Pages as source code
------------------------------------

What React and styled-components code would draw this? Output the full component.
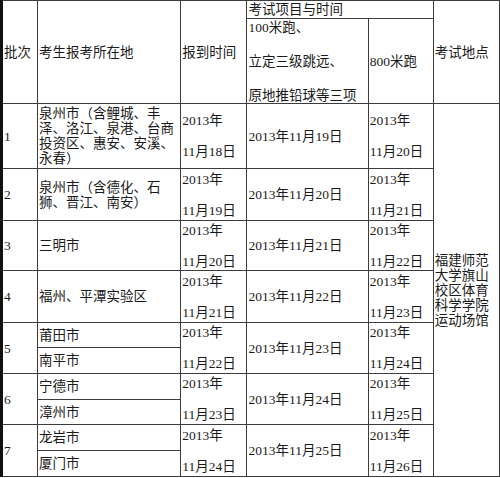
import React from "react";
import styled, { createGlobalStyle } from "styled-components";

const GlobalStyle = createGlobalStyle`
  body {
    margin: 0;
    background: #fff;
  }
`;

const Table = styled.table`
  border-collapse: collapse;
  table-layout: fixed;
  width: 500px;
  font-family: "Liberation Serif", "Noto Sans CJK SC", serif;
  font-size: 13.5px;
  color: #1a1a1a;
  border-left: 3px solid #111;
`;

const Row = styled.tr`
  height: ${(p) => p.$h}px;
`;

const Cell = styled.td`
  border: 1px solid #3c3c3c;
  padding: 0 1px;
  vertical-align: middle;
  text-align: left;
  line-height: ${(p) => p.$lh || 15}px;
  white-space: nowrap;
  overflow: hidden;
`;

const Stack = styled.div`
  display: flex;
  flex-direction: column;
  gap: ${(p) => p.$gap}px;
`;

const Place = styled.div`
  white-space: normal;
  word-break: break-all;
`;

const DateStack = ({ day }) => (
  <Stack $gap={16}>
    <span>2013年</span>
    <span>{day}</span>
  </Stack>
);

const rows = [
  {
    no: "1",
    places: [["泉州市（含鲤城、丰", "泽、洛江、泉港、台商", "投资区、惠安、安溪、", "永春）"]],
    report: "11月18日",
    test: "2013年11月19日",
    run: "11月20日",
    h: [65],
  },
  {
    no: "2",
    places: [["泉州市（含德化、石", "狮、晋江、南安）"]],
    report: "11月19日",
    test: "2013年11月20日",
    run: "11月21日",
    h: [52],
  },
  {
    no: "3",
    places: [["三明市"]],
    report: "11月20日",
    test: "2013年11月21日",
    run: "11月22日",
    h: [50],
  },
  {
    no: "4",
    places: [["福州、平潭实验区"]],
    report: "11月21日",
    test: "2013年11月22日",
    run: "11月23日",
    h: [52],
  },
  {
    no: "5",
    places: [["莆田市"], ["南平市"]],
    report: "11月22日",
    test: "2013年11月23日",
    run: "11月24日",
    h: [25, 26],
  },
  {
    no: "6",
    places: [["宁德市"], ["漳州市"]],
    report: "11月23日",
    test: "2013年11月24日",
    run: "11月25日",
    h: [26, 25],
  },
  {
    no: "7",
    places: [["龙岩市"], ["厦门市"]],
    report: "11月24日",
    test: "2013年11月25日",
    run: "11月26日",
    h: [26, 26],
  },
];

const bodySpan = rows.reduce((n, r) => n + r.places.length, 0);

const App = () => {
  const body = [];
  rows.forEach((r, ri) => {
    const span = r.places.length;
    r.places.forEach((lines, pi) => (
      body.push(
        <Row key={`${ri}-${pi}`} $h={r.h[pi]}>
          {pi === 0 && <Cell rowSpan={span}>{r.no}</Cell>}
          <Cell>
            <Place>
              {lines.map((l) => (
                <div key={l}>{l}</div>
              ))}
            </Place>
          </Cell>
          {pi === 0 && (
            <>
              <Cell rowSpan={span}>
                <DateStack day={r.report} />
              </Cell>
              <Cell rowSpan={span}>{r.test}</Cell>
              <Cell rowSpan={span}>
                <DateStack day={r.run} />
              </Cell>
            </>
          )}
          {ri === 0 && pi === 0 && (
            <Cell rowSpan={bodySpan}>
              <Stack $gap={0}>
                <span>福建师范</span>
                <span>大学旗山</span>
                <span>校区体育</span>
                <span>科学学院</span>
                <span>运动场馆</span>
              </Stack>
            </Cell>
          )}
        </Row>
      )
    ));
  });

  return (
    <>
      <GlobalStyle />
      <Table>
        <colgroup>
          <col style={{ width: 36 }} />
          <col style={{ width: 143 }} />
          <col style={{ width: 66 }} />
          <col style={{ width: 121 }} />
          <col style={{ width: 65 }} />
          <col style={{ width: 66 }} />
        </colgroup>
        <tbody>
          <Row $h={18}>
            <Cell rowSpan={2}>批次</Cell>
            <Cell rowSpan={2}>考生报考所在地</Cell>
            <Cell rowSpan={2}>报到时间</Cell>
            <Cell colSpan={2}>考试项目与时间</Cell>
            <Cell rowSpan={2}>考试地点</Cell>
          </Row>
          <Row $h={85}>
            <Cell>
              <Stack $gap={19}>
                <span>100米跑、</span>
                <span>立定三级跳远、</span>
                <span>原地推铅球等三项</span>
              </Stack>
            </Cell>
            <Cell>800米跑</Cell>
          </Row>
          {body}
        </tbody>
      </Table>
    </>
  );
};

export default App;
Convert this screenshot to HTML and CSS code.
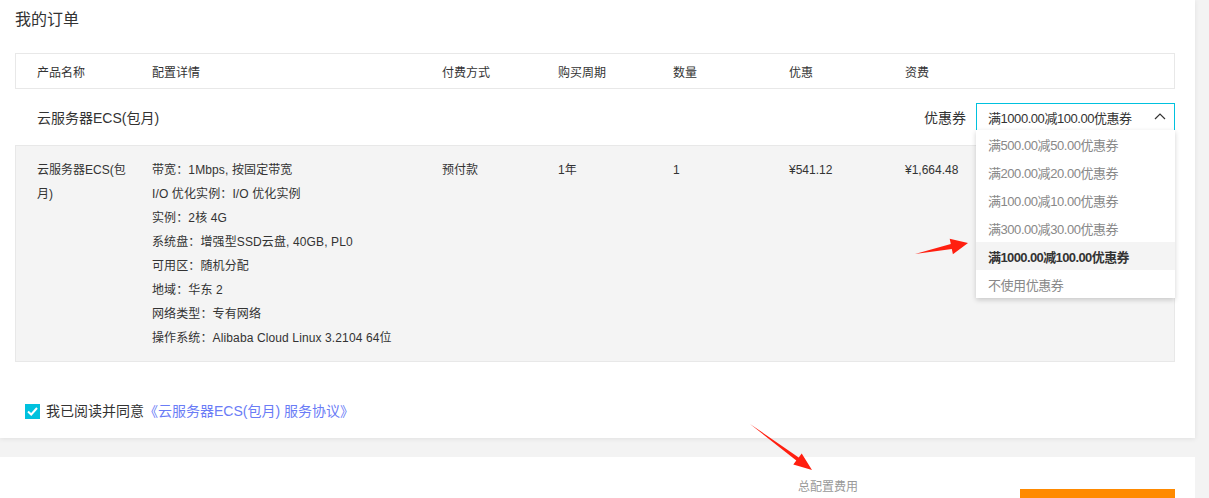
FILE: index.html
```html
<!DOCTYPE html>
<html lang="zh-CN">
<head>
<meta charset="utf-8">
<title>我的订单</title>
<link rel="stylesheet" href="styles.css">
</head>
<body>
<section class="order-card">
  <h2 class="page-title">我的订单</h2>
  <div class="table">
    <div class="table-head">
      <div class="cell">产品名称</div>
      <div class="cell">配置详情</div>
      <div class="cell">付费方式</div>
      <div class="cell">购买周期</div>
      <div class="cell">数量</div>
      <div class="cell">优惠</div>
      <div class="cell">资费</div>
    </div>
    <div class="group-row">
      <div class="group-name">云服务器ECS(包月)</div>
      <div class="coupon">
        <span class="coupon-label">优惠券</span>
        <div class="select">
          <span class="select-value">满1000.00减100.00优惠券</span>
          <svg class="chevron" width="12" height="8" viewBox="0 0 12 8"><polyline points="1,7 6,2 11,7" fill="none" stroke="#333" stroke-width="1.2"/></svg>
          <ul class="dropdown">
            <li class="option">满500.00减50.00优惠券</li>
            <li class="option">满200.00减20.00优惠券</li>
            <li class="option">满100.00减10.00优惠券</li>
            <li class="option">满300.00减30.00优惠券</li>
            <li class="option option-active">满1000.00减100.00优惠券</li>
            <li class="option">不使用优惠券</li>
          </ul>
        </div>
      </div>
    </div>
    <div class="detail-row">
      <div class="cell product">云服务器ECS(包月)</div>
      <div class="cell specs">
        <div>带宽：1Mbps, 按固定带宽</div>
        <div>I/O 优化实例：I/O 优化实例</div>
        <div>实例：2核 4G</div>
        <div>系统盘：增强型SSD云盘, 40GB, PL0</div>
        <div>可用区：随机分配</div>
        <div>地域：华东 2</div>
        <div>网络类型：专有网络</div>
        <div>操作系统：Alibaba Cloud Linux 3.2104 64位</div>
      </div>
      <div class="cell">预付款</div>
      <div class="cell">1年</div>
      <div class="cell">1</div>
      <div class="cell">¥541.12</div>
      <div class="cell">¥1,664.48</div>
    </div>
  </div>
  <div class="agree">
    <span class="checkbox"><svg width="15" height="15" viewBox="0 0 15 15"><polyline points="3,7.5 6.2,10.5 12,4" fill="none" stroke="#fff" stroke-width="2"/></svg></span>
    <span>我已阅读并同意</span>
    <a class="agree-link">《云服务器ECS(包月) 服务协议》</a>
  </div>
</section>
<section class="summary-card">
  <div class="fee">总配置费用</div>
  <div class="pay-btn"></div>
</section>
<svg class="annotations" width="1209" height="498" viewBox="0 0 1209 498">
  <polygon points="915,254 950.8,244 949.7,238.7 968,243 952.9,254.3 951.8,249" fill="#ff1f10"/>
  <polygon points="750,424 798.7,457.4 801.7,453.4 812,470 793.3,464.6 796.3,460.6" fill="#ff1f10"/>
</svg>
</body>
</html>
```
FILE: styles.css
```css
* { box-sizing: border-box; }
body {
  margin: 0;
  width: 1209px;
  height: 498px;
  overflow: hidden;
  position: relative;
  background: #f3f3f3;
  color: #333;
  font-family: "Liberation Sans", "Noto Sans CJK SC", sans-serif;
}
.order-card {
  width: 1195px;
  background: #fff;
  padding: 0 20px 17px 15px;
  box-shadow: 0 1px 5px rgba(0, 0, 0, 0.08);
  position: relative;
}
.page-title {
  margin: 0 0 13px;
  height: 40px;
  line-height: 40px;
  font-size: 16px;
  font-weight: normal;
  color: #333;
}
.table { width: 1160px; }
.table-head,
.detail-row {
  display: grid;
  grid-template-columns: 115px 290px 116px 115px 116px 116px 1fr;
}
.table-head {
  height: 36px;
  border: 1px solid #e8e8e8;
  align-items: center;
  font-size: 12px;
}
.cell { padding-left: 21px; }
.group-row {
  height: 56px;
  padding-left: 22px;
  display: flex;
  align-items: center;
  justify-content: space-between;
}
.group-name { font-size: 14px; }
.coupon {
  display: flex;
  align-items: center;
  gap: 10px;
  font-size: 14px;
}
.select {
  position: relative;
  width: 199px;
  height: 28px;
  border: 1px solid #00c1de;
  display: flex;
  align-items: center;
  justify-content: space-between;
  padding: 0 8px 0 11px;
  font-size: 13px;
}
.select-value { letter-spacing: -0.45px; }
.chevron { margin-top: -2px; }
.dropdown {
  position: absolute;
  top: 100%;
  left: -1px;
  width: 199px;
  margin: 0;
  padding: 0;
  list-style: none;
  background: #fff;
  box-shadow: 0 2px 5px rgba(0, 0, 0, 0.18);
  z-index: 5;
}
.option {
  height: 28px;
  padding-top: 2px;
  line-height: 28px;
  padding-left: 12px;
  color: #888;
  white-space: nowrap;
  overflow: hidden;
  letter-spacing: -0.45px;
}
.option-active {
  background: #f4f4f4;
  color: #333;
  font-weight: bold;
  letter-spacing: -0.6px;
}
.detail-row {
  background: #f4f4f4;
  border: 1px solid #e8e8e8;
  padding: 12px 0 11px;
  font-size: 12px;
  line-height: 24px;
}
.specs { letter-spacing: 0.12px; }
.product { padding-right: 0; }
.agree {
  display: flex;
  align-items: center;
  margin: 39px 0 0 10px;
  font-size: 14px;
  line-height: 20px;
}
.checkbox {
  width: 15px;
  height: 15px;
  background: #00c1de;
  margin-right: 6px;
  display: flex;
}
.agree-link { color: #6a7cf6; }
.summary-card {
  width: 1195px;
  height: 60px;
  margin-top: 19px;
  background: #fff;
  display: flex;
  justify-content: flex-end;
  align-items: flex-start;
  padding-right: 20px;
}
.fee {
  width: 222px;
  padding-top: 21px;
  font-size: 12px;
  line-height: 18px;
  color: #999;
}
.pay-btn {
  width: 155px;
  height: 40px;
  margin-top: 32px;
  background: #ff8a00;
}
.annotations {
  position: absolute;
  left: 0;
  top: 0;
  pointer-events: none;
  z-index: 10;
}
```
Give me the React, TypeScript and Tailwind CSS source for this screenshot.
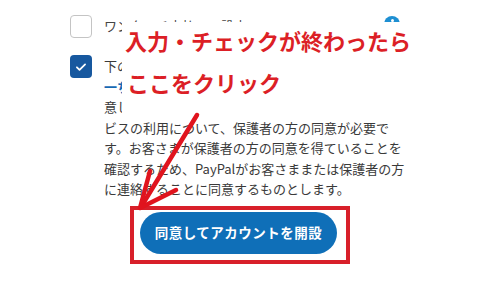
import React from 'react';

const jp = { fontFamily: '"Noto Sans CJK JP", "Noto Sans", sans-serif' };

const paragraph = [
  'ビスの利用について、保護者の方の同意が必要で',
  'す。お客さまが保護者の方の同意を得ていることを',
  '確認するため、PayPalがお客さままたは保護者の方',
  'に連絡することに同意するものとします。',
];

const CheckIcon = () => (
  <svg width="14" height="14" viewBox="0 0 24 24" fill="none" stroke="white" strokeWidth="3" strokeLinecap="round" strokeLinejoin="round">
    <path d="M5 12.5l4.5 4.5L19 7.5" />
  </svg>
);

export default function App() {
  return (
    <div className="relative w-[500px] h-[288px] bg-white overflow-hidden" style={jp}>
      <div className="pt-[15px] pl-[70px] pr-[100px]">
        <div className="flex items-start">
          <div className="w-[22px] h-[23px] rounded-[4px] border-[1.5px] border-[#c4c4c4] bg-white shrink-0" />
          <div className="ml-[12px] mt-[1px] text-[13px] leading-[20px] text-[#444] whitespace-nowrap">
            ワンタッチ支払いの設定
          </div>
          <div className="ml-auto mt-[1px] w-[16px] h-[7px] overflow-hidden">
            <div className="w-[16px] h-[16px] rounded-full bg-[#1e8fd2] flex justify-center pt-[3px]">
              <div className="w-[3px] h-[3px] rounded-full bg-white" />
            </div>
          </div>
        </div>

        <div className="flex items-start mt-[19px]">
          <div className="w-[22px] h-[23px] rounded-[4px] bg-[#17589f] flex items-center justify-center shrink-0 mt-[-2px]">
            <CheckIcon />
          </div>
          <div className="ml-[12px] mt-[-1px] text-[13px] leading-[20.5px] text-[#3a3a3a] whitespace-nowrap">
            <div>下の「同意してアカウントを開設」ボタンをクリック</div>
            <div className="text-[#1769b3] font-bold">一ちらの規約に同意したものとみなされます</div>
            <div>意したものとします。</div>
            {paragraph.map((line) => (
              <div key={line}>{line}</div>
            ))}
          </div>
        </div>

        <div className="mt-[6px] ml-[60px] w-[220px] h-[58px] border-[4px] border-[#d8202a] pl-[6px] pt-[2px]">
          <button className="w-[197px] h-[42px] rounded-full bg-[#0f6fb8] text-white text-[13.5px] font-bold tracking-[0.5px]">
            同意してアカウントを開設
          </button>
        </div>
      </div>

      <div className="absolute left-[122px] top-[22px] w-[293px] h-[95px] bg-white text-[#dc1f26] font-bold text-[22px] leading-[30px] whitespace-nowrap">
        <div className="pl-[3px] pt-[3px]">入力・チェックが終わったら</div>
        <div className="pl-[5px] mt-[12px]">ここをクリック</div>
      </div>

      <svg className="absolute left-0 top-0" width="500" height="288" viewBox="0 0 500 288" fill="none">
        <g stroke="#e0141e" strokeWidth="4.5" strokeLinecap="round" strokeLinejoin="round">
          <path d="M197 115L141 207" />
          <path d="M150 171L140 208L176 190" />
        </g>
      </svg>
    </div>
  );
}
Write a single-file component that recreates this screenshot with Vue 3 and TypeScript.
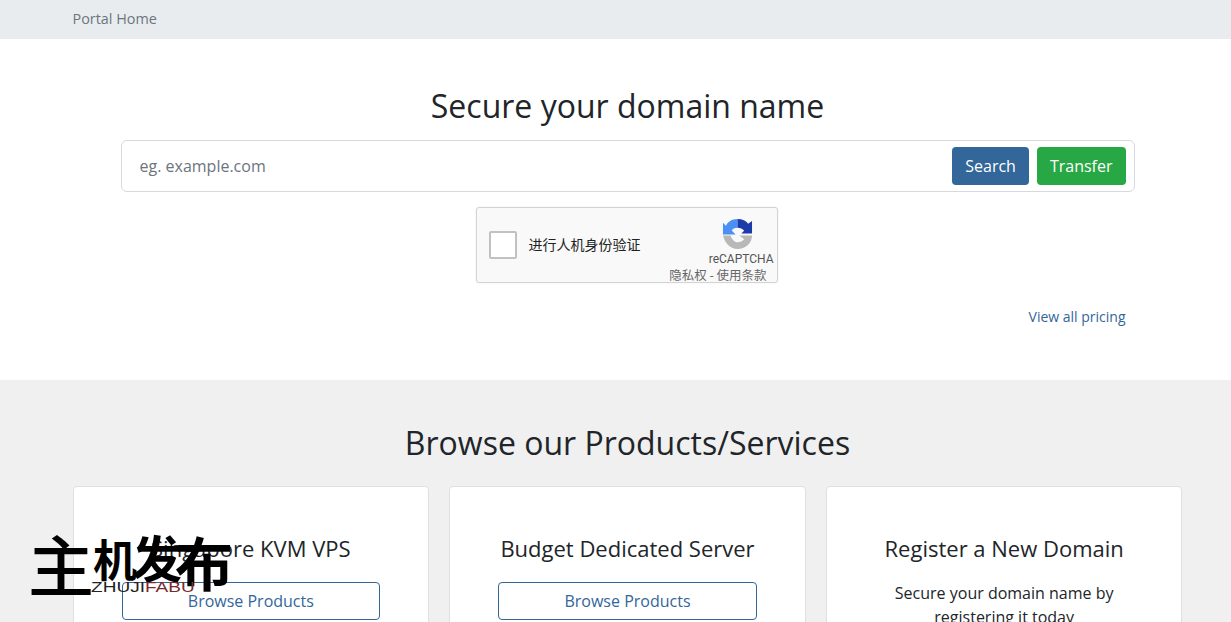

------------------------------------

**WORK TO DO**
Find the word "components" and list each line it appears in.

**ANSWER IN FULL**
What React and styled-components code would draw this? Output the full component.
import styled, { createGlobalStyle } from "styled-components";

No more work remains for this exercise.